On a warm autumn day, I spend some time walking around the estate to sample the feelings of the residents. Two women sitting at the breakfast table with their front door open say they didn’t vote in the meeting, but that they’re happy Alpha is going. “They never pick rubbish up, it’s a right mess and full of rats.” On the adjacent street, a man walks past. He’s also happy to bid Alpha goodbye, and points to a wall with peeling paint by way of explanation. “Look at the state of it, they don’t do what they ought to. It’s all falling to bits.”
Charles, 87, was on holiday at the time of the meeting, but says that if he were there, he would have voted for Alpha to stay. “There’s always somebody you can go to,” he says. He says that the estate isn’t what it used to be but doesn’t think it’s Alpha’s fault. When I ask how it’s changed, he mentions “foreigners” moving in, spitting out the word as though it’s leaving a bad taste in the mouth.

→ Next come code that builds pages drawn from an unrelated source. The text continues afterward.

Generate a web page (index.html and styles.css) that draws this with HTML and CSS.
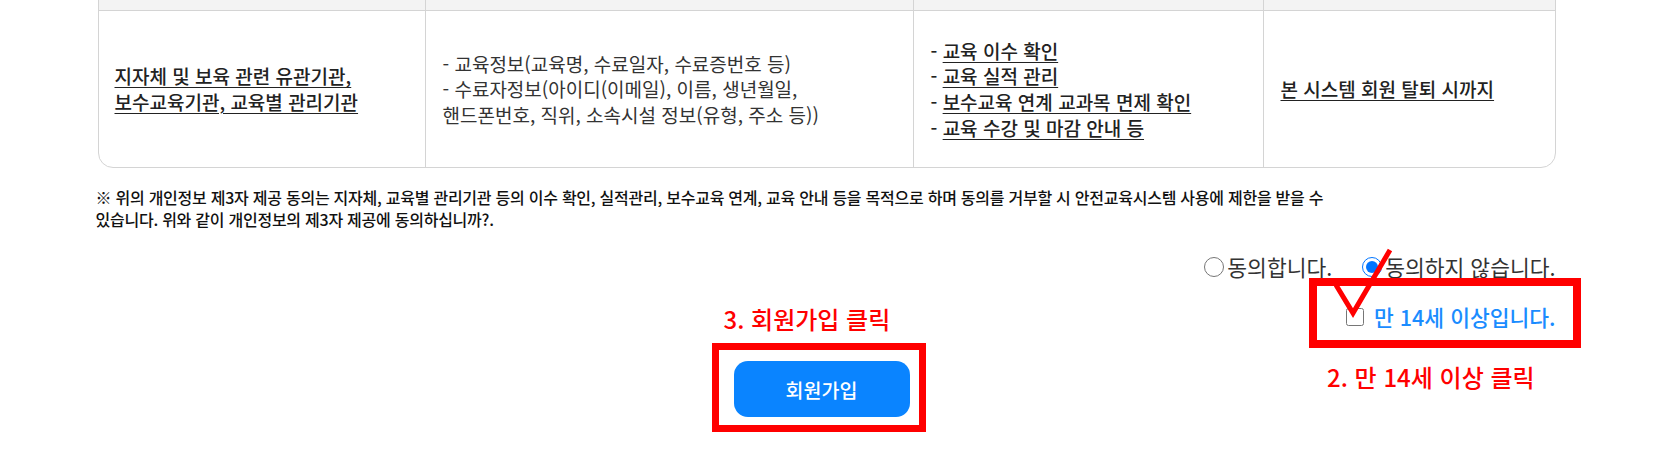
FILE: index.html
```html
<!DOCTYPE html>
<html lang="ko">
<head>
    <meta charset="UTF-8">
    <meta name="viewport" content="width=device-width, initial-scale=1.0">
    <title>회원가입 - 개인정보 제3자 제공 동의</title>
    <link rel="stylesheet" href="styles.css">
</head>
<body>

<div class="page">

    <div class="terms">
        <table>
            <colgroup>
                <col class="col-who">
                <col class="col-items">
                <col class="col-purpose">
                <col class="col-period">
            </colgroup>
            <thead>
                <tr>
                    <th></th>
                    <th></th>
                    <th></th>
                    <th></th>
                </tr>
            </thead>
            <tbody>
                <tr>
                    <td class="strong"><u>지자체 및 보육 관련 유관기관,<br>보수교육기관, 교육별 관리기관</u></td>
                    <td>- 교육정보(교육명, 수료일자, 수료증번호 등)<br>- 수료자정보(아이디(이메일), 이름, 생년월일,<br>핸드폰번호, 직위, 소속시설 정보(유형, 주소 등))</td>
                    <td class="strong">
                        - <u>교육 이수 확인</u><br>
                        - <u>교육 실적 관리</u><br>
                        - <u>보수교육 연계 교과목 면제 확인</u><br>
                        - <u>교육 수강 및 마감 안내 등</u>
                    </td>
                    <td class="strong"><u>본 시스템 회원 탈퇴 시까지</u></td>
                </tr>
            </tbody>
        </table>
    </div>

    <p class="note">※ 위의 개인정보 제3자 제공 동의는 지자체, 교육별 관리기관 등의 이수 확인, 실적관리, 보수교육 연계, 교육 안내 등을 목적으로 하며 동의를 거부할 시 안전교육시스템 사용에 제한을 받을 수<br>있습니다. 위와 같이 개인정보의 제3자 제공에 동의하십니까?.</p>

    <div class="agree">
        <label><input type="radio" name="agree3rd" value="Y">동의합니다.</label>
        <label><input type="radio" name="agree3rd" value="N" checked>동의하지 않습니다.</label>
    </div>

    <div class="bottom">
        <div class="join">
            <div class="hint hint-join">3. 회원가입 클릭</div>
            <div class="mark-box join-box">
                <button type="button" class="btn-join">회원가입</button>
            </div>
        </div>

        <div class="age">
            <div class="mark-box age-box">
                <label class="age-check"><input type="checkbox" name="over14">만 14세 이상입니다.</label>
                <!-- annotation check mark -->
                <svg class="tick" width="70" height="75" viewBox="0 0 70 75">
                    <polyline points="10,40 27,68 64,5" fill="none" stroke="#ff0000" stroke-width="5"/>
                </svg>
            </div>
            <div class="hint hint-age">2. 만 14세 이상 클릭</div>
        </div>
    </div>

</div>

</body>
</html>
```

FILE: styles.css
```css
body {
    margin: 0;
    padding: 0;
    background-color: #fff;
    font-family: "Noto Sans CJK KR", "Noto Sans", sans-serif;
    color: #333;
    overflow: hidden;
}

.page {
    width: 1462px;
    margin: -38px auto 0;
}

/* table */
.terms {
    width: 1456px;
    margin: 0 auto;
    border: 1px solid #d4d4d4;
    border-radius: 15px;
    overflow: hidden;
}

table {
    width: 100%;
    border-collapse: separate;
    border-spacing: 0;
    table-layout: fixed;
}

.col-who { width: 326px; }
.col-items { width: 488px; }
.col-purpose { width: 350px; }
.col-period { width: 292px; }

th {
    height: 47px;
    padding: 0;
    background-color: #f3f3f3;
    border-bottom: 1px solid #d4d4d4;
    border-left: 1px solid #d4d4d4;
}

td {
    height: 156px;
    padding: 0 8px 0 17px;
    border-left: 1px solid #d4d4d4;
    vertical-align: middle;
    text-align: left;
    font-size: 19px;
    line-height: 25.6px;
    color: #333;
}

th:first-child,
td:first-child {
    border-left: none;
}

td:first-child {
    padding-left: 16px;
}

td.strong {
    color: #222;
    font-weight: 500;
}

td u {
    text-underline-offset: 3px;
}

/* note */
.note {
    margin: 18px 0 0;
    font-size: 16px;
    letter-spacing: -0.25px;
    line-height: 22px;
    font-weight: 500;
    color: #111;
}

/* radios */
.agree {
    display: flex;
    justify-content: flex-end;
    gap: 30px;
    margin-top: 27px;
    padding-right: 2px;
    font-size: 21.5px;
    line-height: 20px;
    color: #333;
}

.agree label {
    display: flex;
    align-items: center;
}

.agree input {
    width: 20px;
    height: 20px;
    margin: 0 3px 0 0;
}

/* bottom area */
.bottom {
    display: grid;
    grid-template-columns: 1fr auto 1fr;
    align-items: start;
}

.join {
    grid-column: 2;
    display: flex;
    flex-direction: column;
    align-items: flex-start;
    padding-top: 27px;
    margin-right: 16px;
}

.age {
    grid-column: 3;
    justify-self: end;
    display: flex;
    flex-direction: column;
    align-items: flex-start;
    margin-right: -23px;
    margin-top: 1px;
}

.hint {
    font-size: 24px;
    line-height: 30px;
    font-weight: 500;
    color: #ff0000;
    white-space: nowrap;
}

.hint-join {
    margin-left: 12px;
}

.hint-age {
    margin: 14px 0 0 18px;
}

.mark-box {
    border: 8px solid #ff0000;
}

.join-box {
    margin-top: 9px;
    border-width: 7px;
    padding: 11px 9px 8px 15px;
}

.btn-join {
    display: block;
    width: 176px;
    height: 56px;
    border: none;
    border-radius: 14px;
    background-color: #0a84ff;
    color: #fff;
    font-family: inherit;
    font-size: 19.5px;
    font-weight: 500;
    cursor: pointer;
}

.age-box {
    position: relative;
    padding: 19px 17px 11px 29px;
}

.age-check {
    display: flex;
    align-items: center;
    gap: 10px;
    font-size: 21.5px;
    line-height: 24px;
    font-weight: 500;
    color: #1a8cff;
    white-space: nowrap;
}

.age-check input {
    width: 18px;
    height: 18px;
    margin: 0;
}

.tick {
    position: absolute;
    left: 9px;
    top: -41px;
}
```
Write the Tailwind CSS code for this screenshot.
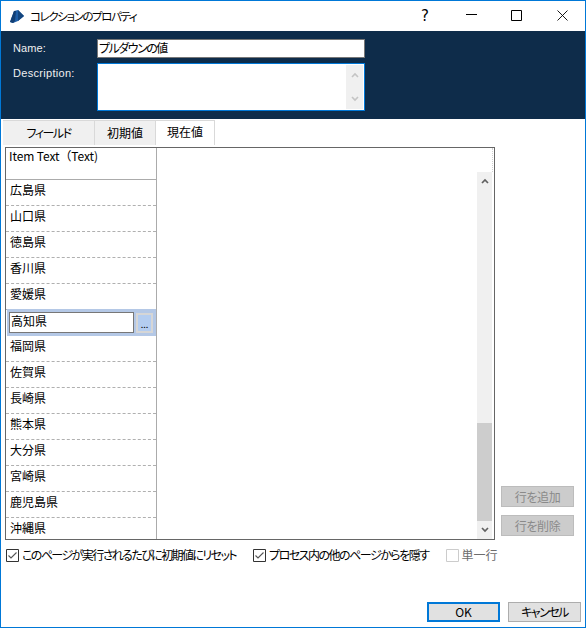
<!DOCTYPE html>
<html lang="ja"><head><meta charset="utf-8"><script src="https://cdn.jsdelivr.net/npm/@tailwindcss/browser@4"></script></head>
<body class="m-0 bg-white">
<div class="w-[586px] h-[628px] box-border border border-[#0078d7] bg-white flex flex-col overflow-hidden text-[12px] text-black [font-feature-settings:'palt'] font-['Noto_Sans_CJK_JP','Noto_Sans',sans-serif]">
  <!-- title bar -->
  <div class="h-[30px] shrink-0 flex items-center">
    <svg class="ml-[9px] w-[15px] h-[13px]" viewBox="0 0 15 13"><path d="M0 12 L4 1 L8 0 L14 6 L8 11 L3 13 Z" fill="#1f5fa8"/><path d="M0 12 L4 1 L6 1 L5 11 L3 13 Z" fill="#123f75"/><path d="M8 0L14 6L8 11Z" fill="#14467f"/></svg>
    <span class="ml-[5px] leading-[16px] text-[11.5px] tracking-[-1.4px]">コレクションのプロパティ</span>
    <span class="ml-auto w-[20px] text-center text-[15px] font-['DejaVu_Sans'] mr-[31px] leading-none">?</span>
    <svg class="w-[11px] h-[10px] mr-[34px] mb-[2px]" viewBox="0 0 11 10"><path d="M0 4.5H11" stroke="#000" fill="none"/></svg>
    <svg class="w-[11px] h-[11px] mr-[35px] mb-[1px]" viewBox="0 0 11 11"><path d="M.5.5H10.5V10.5H.5Z" stroke="#000" fill="none"/></svg>
    <svg class="w-[11px] h-[11px] mr-[17px] mb-[1px]" viewBox="0 0 11 11"><path d="M.5.5L10.5 10.5M10.5.5L.5 10.5" stroke="#000" fill="none" stroke-width="0.9"/></svg>
  </div>
  <!-- dark panel -->
  <div class="h-[88px] shrink-0 bg-[#0e2c4a] pt-[8px] pl-[12px] text-[#f0f0f0] flex flex-col gap-[5px]">
    <div class="flex items-center h-[19px]">
      <span class="w-[84px] text-[11px] font-['Liberation_Sans'] tracking-[0.1px]">Name:</span>
      <div class="w-[268px] h-[19px] box-border border border-[#777] bg-white text-black pl-[1px] leading-[16px] tracking-[-1.5px]">プルダウンの値</div>
    </div>
    <div class="flex items-start">
      <span class="w-[84px] text-[11px] font-['Liberation_Sans'] tracking-[0.3px] mt-[2px]">Description:</span>
      <div class="w-[268px] h-[48px] box-border border border-[#0078d7] bg-white flex justify-end py-[1px] pr-[1px]">
        <div class="w-[17px] bg-[#f0f0f0] flex flex-col justify-between items-center py-[7px]">
          <svg class="w-[8px] h-[6px]" viewBox="0 0 8 6"><path d="M1 5L4 2L7 5" stroke="#c4c4c4" stroke-width="1.6" fill="none"/></svg>
          <svg class="w-[8px] h-[6px]" viewBox="0 0 8 6"><path d="M1 1L4 4L7 1" stroke="#c4c4c4" stroke-width="1.6" fill="none"/></svg>
        </div>
      </div>
    </div>
  </div>
  <!-- tabs -->
  <div class="h-[25px] mt-[1px] shrink-0 flex pl-[2px]">
    <div class="w-[92px] h-[25px] box-border bg-[#f0f0f0] border-r border-t border-[#d9d9d9] flex items-center justify-center tracking-[-1.5px]">フィールド</div>
    <div class="w-[61px] h-[25px] box-border bg-[#f0f0f0] border-r border-t border-[#d9d9d9] flex items-center justify-center">初期値</div>
    <div class="w-[59px] h-[25px] box-border bg-white border-r border-t border-[#d9d9d9] flex items-start pt-[2px] justify-center">現在値</div>
  </div>
  <!-- body -->
  <div class="flex ml-[4px] mt-[2px] h-[393px] shrink-0">
    <div class="w-[490px] h-[393px] box-border border border-[#666] flex overflow-hidden">
      <div class="w-[151px] shrink-0 box-border border-r border-[#ababab] flex flex-col">
        <div class="h-[32px] shrink-0 box-border border-b border-[#ababab] pl-[3px] leading-[16px] tracking-[-0.1px] [font-feature-settings:normal]">Item Text（Text)</div>
        <div class="h-[26px] shrink-0 box-border border-b border-dashed border-[#b0b0b0] pl-[4px] pt-[2px] leading-[16px]">広島県</div>
        <div class="h-[26px] shrink-0 box-border border-b border-dashed border-[#b0b0b0] pl-[4px] pt-[2px] leading-[16px]">山口県</div>
        <div class="h-[26px] shrink-0 box-border border-b border-dashed border-[#b0b0b0] pl-[4px] pt-[2px] leading-[16px]">徳島県</div>
        <div class="h-[26px] shrink-0 box-border border-b border-dashed border-[#b0b0b0] pl-[4px] pt-[2px] leading-[16px]">香川県</div>
        <div class="h-[26px] shrink-0 box-border border-b border-dashed border-[#b0b0b0] pl-[4px] pt-[2px] leading-[16px]">愛媛県</div>
        <div class="h-[27px] -mt-[1px] ml-[1px] shrink-0 box-border bg-[#b4c8e6] flex items-start pt-[3px] pl-[2px] gap-[2px]">
          <div class="w-[125px] h-[21px] box-border border border-[#777] bg-white pl-[1px] leading-[16px]">高知県</div>
          <div class="w-[17px] h-[20px] box-border mt-[1px] border-[2px] border-[#d6d6d6] bg-[#b4cdf0] flex items-end justify-center text-[9px] leading-[12px]">...</div>
        </div>
        <div class="h-[26px] shrink-0 box-border border-b border-dashed border-[#b0b0b0] pl-[4px] pt-[2px] leading-[16px]">福岡県</div>
        <div class="h-[26px] shrink-0 box-border border-b border-dashed border-[#b0b0b0] pl-[4px] pt-[2px] leading-[16px]">佐賀県</div>
        <div class="h-[26px] shrink-0 box-border border-b border-dashed border-[#b0b0b0] pl-[4px] pt-[2px] leading-[16px]">長崎県</div>
        <div class="h-[26px] shrink-0 box-border border-b border-dashed border-[#b0b0b0] pl-[4px] pt-[2px] leading-[16px]">熊本県</div>
        <div class="h-[26px] shrink-0 box-border border-b border-dashed border-[#b0b0b0] pl-[4px] pt-[2px] leading-[16px]">大分県</div>
        <div class="h-[26px] shrink-0 box-border border-b border-dashed border-[#b0b0b0] pl-[4px] pt-[2px] leading-[16px]">宮崎県</div>
        <div class="h-[26px] shrink-0 box-border border-b border-dashed border-[#b0b0b0] pl-[4px] pt-[2px] leading-[16px]">鹿児島県</div>
        <div class="flex-1 box-border pl-[4px] pt-[2px] leading-[16px]">沖縄県</div>
      </div>
      <div class="flex-1 flex justify-end pr-[1px]">
        <div class="w-[16px] flex flex-col">
          <div class="h-[24px] shrink-0 box-border border-r border-dotted border-[#d0d0d0]"></div>
          <div class="w-[15px] flex-1 bg-[#f0f0f0] flex flex-col">
            <div class="h-[18px] flex items-center justify-center"><svg class="w-[8px] h-[6px]" viewBox="0 0 8 6"><path d="M1 5L4 2L7 5" stroke="#606060" stroke-width="1.7" fill="none"/></svg></div>
            <div class="h-[233px]"></div>
            <div class="h-[98px] bg-[#cdcdcd]"></div>
            <div class="flex-1 flex items-center justify-center"><svg class="w-[8px] h-[6px]" viewBox="0 0 8 6"><path d="M1 1L4 4L7 1" stroke="#606060" stroke-width="1.7" fill="none"/></svg></div>
          </div>
        </div>
      </div>
    </div>
    <div class="ml-[6px] flex flex-col justify-end pb-[4px] gap-[8px]">
      <div class="w-[73px] h-[21px] box-border border border-[#bcbcbc] bg-[#cccccc] text-[#8a8a8a] flex items-center justify-center tracking-[-0.4px]">行を追加</div>
      <div class="w-[73px] h-[21px] box-border border border-[#bcbcbc] bg-[#cccccc] text-[#8a8a8a] flex items-center justify-center tracking-[-0.4px]">行を削除</div>
    </div>
  </div>
  <!-- checks -->
  <div class="flex items-center h-[16px] mt-[7px] ml-[5px] shrink-0">
    <svg class="w-[13px] h-[13px]" viewBox="0 0 13 13"><path d="M.5.5H12.5V12.5H.5Z" fill="#fff" stroke="#333"/><path d="M2.5 6.5L5 9L10.5 3.5" fill="none" stroke="#555" stroke-width="1.1"/></svg>
    <span class="ml-[3px] leading-[16px] tracking-[-1.58px]">このページが実行されるたびに初期値にリセット</span>
    <svg class="w-[13px] h-[13px] ml-[17px]" viewBox="0 0 13 13"><path d="M.5.5H12.5V12.5H.5Z" fill="#fff" stroke="#333"/><path d="M2.5 6.5L5 9L10.5 3.5" fill="none" stroke="#555" stroke-width="1.1"/></svg>
    <span class="ml-[3px] leading-[16px] tracking-[-1.5px]">プロセス内の他のページからを隠す</span>
    <svg class="w-[13px] h-[13px] ml-[17px]" viewBox="0 0 13 13"><path d="M.5.5H12.5V12.5H.5Z" fill="#fff" stroke="#ccc"/></svg>
    <span class="ml-[3px] leading-[16px] text-[#6d6d6d]">単一行</span>
  </div>
  <!-- footer -->
  <div class="flex justify-end gap-[8px] mt-[39px] pr-[4px] shrink-0">
    <div class="w-[73px] h-[20px] box-border border-[2px] border-[#0078d7] bg-[#e1e1e1] flex items-center justify-center">OK</div>
    <div class="w-[73px] h-[20px] box-border border border-[#adadad] bg-[#e1e1e1] flex items-center justify-center tracking-[-1.5px]">キャンセル</div>
  </div>
</div>
</body></html>
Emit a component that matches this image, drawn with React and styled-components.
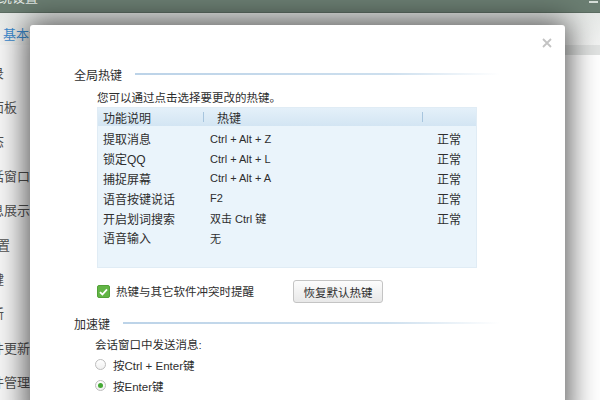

A middle aged blonde woman asks me not to name her, as “you know what it’s like on a small estate, people talk a lot”. In our conversation, she defends Alpha. “It’s very convenient if we need a repair doing, you can just phone Linda and get it done. I think the estate will go to pieces.”
Marie has little sympathy for those who are upset that Alpha is going to fold — ultimately, it was only Wendy who turned up to fight for it to stay. “A few people who I’ve spoke to are sorry to see it go, they don’t want it to go,” she says. “But they should’ve been at the meeting, to have the say on the votes, shouldn’t they? It’s no use crying now over spilled milk.”